Response: We have changed the title to "Insights Into the Machine Learning Predictions of the Optical Response of Plasmon@Semiconductor Core-Shell Nanocylinders".  I am afraid we cannot further shorten the title since it would then detract from the information which is necessary to convey in the title. 

(2) There are many grammatical errors. Rectify them carefully.

Response:  All grammatical errors have been fixed in the revision.

(3) The abstract lacks important findings of the research. Rewrite it.

Response:  We deleted the second sentence of the abstract and added one new sentence describing the work performed and the results obtained.  The modified abstract is as follows:

The application domain of deep learning (DL) has been extended into the realm of nanomaterials, photochemistry and optoelectronics research. Here we used the combination of a computer vision technique, namely convolutional neural network (CNN), with multilayer perceptron (MLP) to obtain the far-field optical response at normal incidence (along cylinder axis) of concentric cylindrical plasmonic metastructures such as nanorods and nanotubes. Nanotubes of Si, Ge and TiO2 coated on either their inner wall or both their inner and outer walls with a plasmonic noble metal (Au or Ag) were thus modeled. A combination of a CNN and MLP was designed to accept the cross-sectional images of cylindrical plasmonic core-shell nanomaterials as input and rapidly generate their optical response. In addition, we addressed an issue related to DL methods, namely explainability. We probed deeper into these networks' architecture to explain how the optimized network could predict the final results. Our results suggest that the DL network learns the underlying physics governing the optical response of plasmonic core-shell nanocylinders, which in turn, builds trust in the use of DL methods in materials science and optoelectronics.  

(4) The novelty of the work is not stated properly. Clearly write the novelty.

Response:  The novelty of the work is now explicitly stated in the final sentences of the first paragraph of the Introduction.

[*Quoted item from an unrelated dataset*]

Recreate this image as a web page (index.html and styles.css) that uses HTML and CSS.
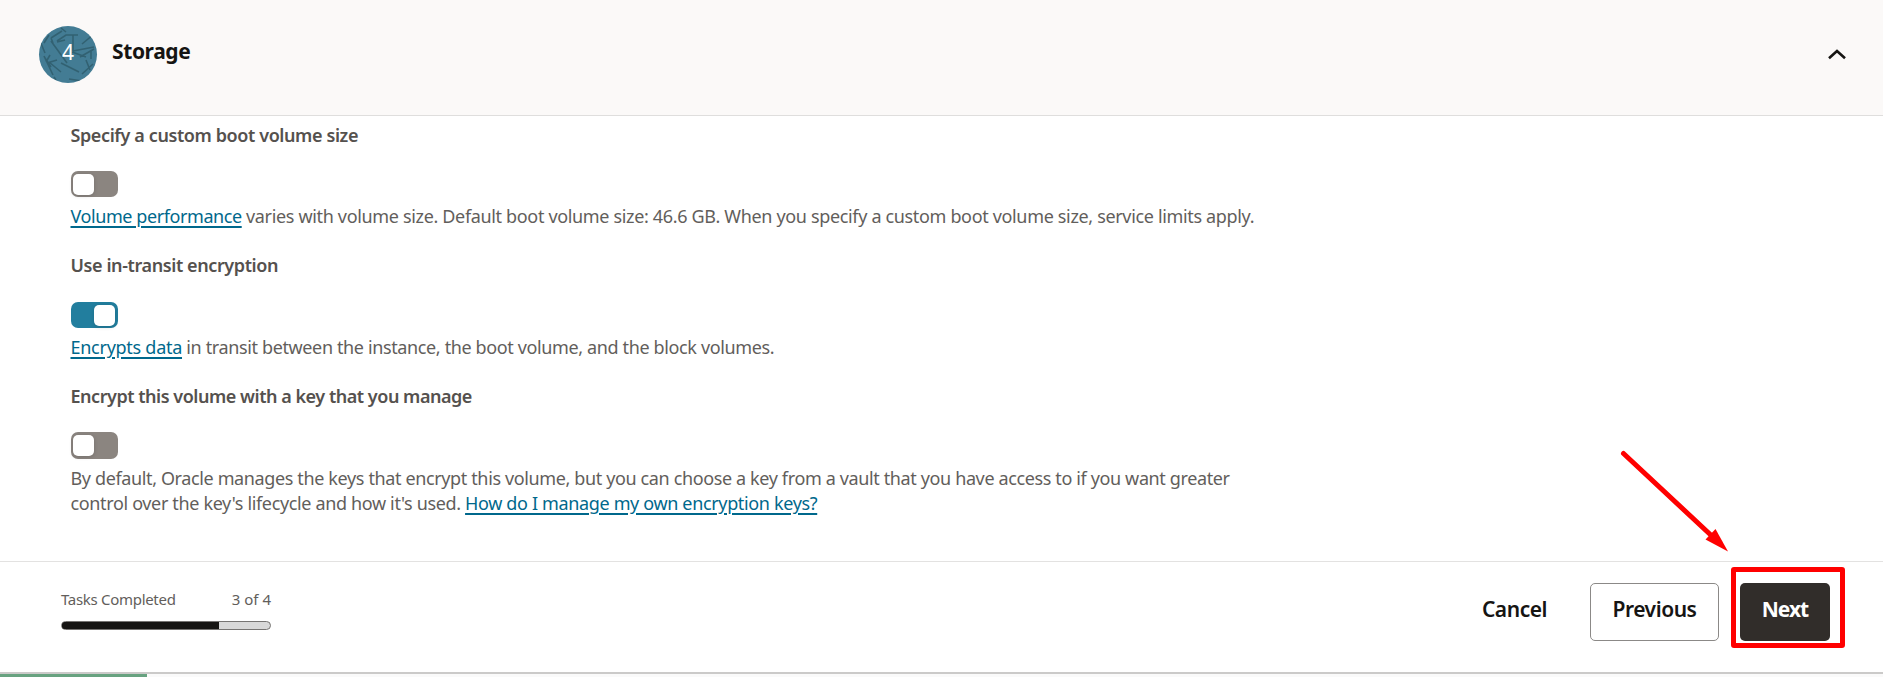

There are three key innovations in this work. First is the unusual nanotube and nanorod morphology of the investigated plasmonic noble metal-semiconductor heterojunctions. A second innovation consists of incorporating elements of computer vision to directly recognize the morphological parameters from the cross-sectional profile. Thirdly, we have attempted to go beyond the blackbox nature of machine learning predictions by using the Shapley additive explanations framework to gain insights into the manner in which the ANN arrives at the results.    

(5) Include the previous researches on proposed work and compare your results with them.

Response: The novelty of our approach prevents us from complying with this suggestion.

  1. This is the first ever work that involves integrating or incorporating computer vision into the machine learning based predictions of the optical response of plasmonic nanomaterials
  2. This is also the first work to the best of our knowledge which uses machine learning to study core-shell plasmon@semiconductor nanorods and nanotubes.  The two closes articles we found were on carbon nanotubes and gold nanocubes and therefore largely irrelevant to our work.(i) EM Khabushev et al. "Machine Learning for Tailoring Optoelectronic Properties of Single-Walled Carbon Nanotube Films", J. Phys. Chem. Lett. 2019, 10, 21, 6962–696   (ii) J. A. Arzola-Flores and A. L. González "Machine Learning for Predicting the Surface Plasmon Resonance of Perfect and Concave Gold Nanocubes", J. Phys. Chem. C 2020, 124, 46, 25447–25454.

(6) Write the physics behind the nature of variation in the results obtained for fig. 2, 3.

Response: We had already done this to the best of our ability in the previous version of the manuscript, see lines 273-287 reproduced below.  Additional explanation and emphasis of the results in Figure 3 are outside the scope of the present work and would distract the reader from the focus on machine learning. predictions of the optical response. 

Figure 3 exhibits randomly chosen structures within the set of annular core-shell nanocylinders and their corresponding absorption spectra; the inset of each image shows the snapshot of the cross-section of the cylindrical metamaterials. For instance, the bare gold and silver nanocylinders in Figure 3a-c show the characteristic LSPR peaks in air of nanostructured Au and Ag at ~510 nm and 370 nm respectively. The LSPR peak of Ag in Figure 3c is narrower and sharper than that of Au in Figures 3a and 3b because of the lower dielectric loss of Ag, leading to a smaller surface plasmon bandwidth. For single core, single shell nanocylinders additional excitonic peaks appear to due to the size quantization of the semiconductor shell surrounding the nanocylinders (e.g. Figure 3d). Plexcitonic effects are also captured by the simulations. When an excitonic resonance is very close to the plasmon resonance [52], Rabi splitting due to strong coupling (e.g. Figure 3f) or anomalous peak broadening due to weak coupling (e.g. Figure 3g) are also seen. For single core, double shell nanocylinders (annular dielectric cylinders coated on the interior and exterior with identical metals), additional collective modes appear due to the interaction between the core- and shell resonances (Figures 3i-l). 

Reviewer 3 Report

In my opinion, the article will be of high interest for the Photochem audience. The research was performed at high level, with great attention to details and provides interesting and useful insight in the area of study. Therefore, the article definitely deserves to be accepted to the Photochem.

I can see the following points of strength in the manuscript:  

the introduction is very detailed and provides good understanding of the subject of research,

the methodology is described well and allows for other researchers to reproduce the results correctly,

the description of results is very detailed,

the illustrative material (figures and tables) very well illustrates the results of the study,

the conclusions are very well supported by the study results.

Author Response

We are deeply grateful to Reviewer#3 for the time he/she invested in reviewing our work and for the enthusiastic endorsement of the manuscript.

Round 2

Reviewer 1 Report

The authors have sufficiently addressed the reviewer's concerns. Congratulations!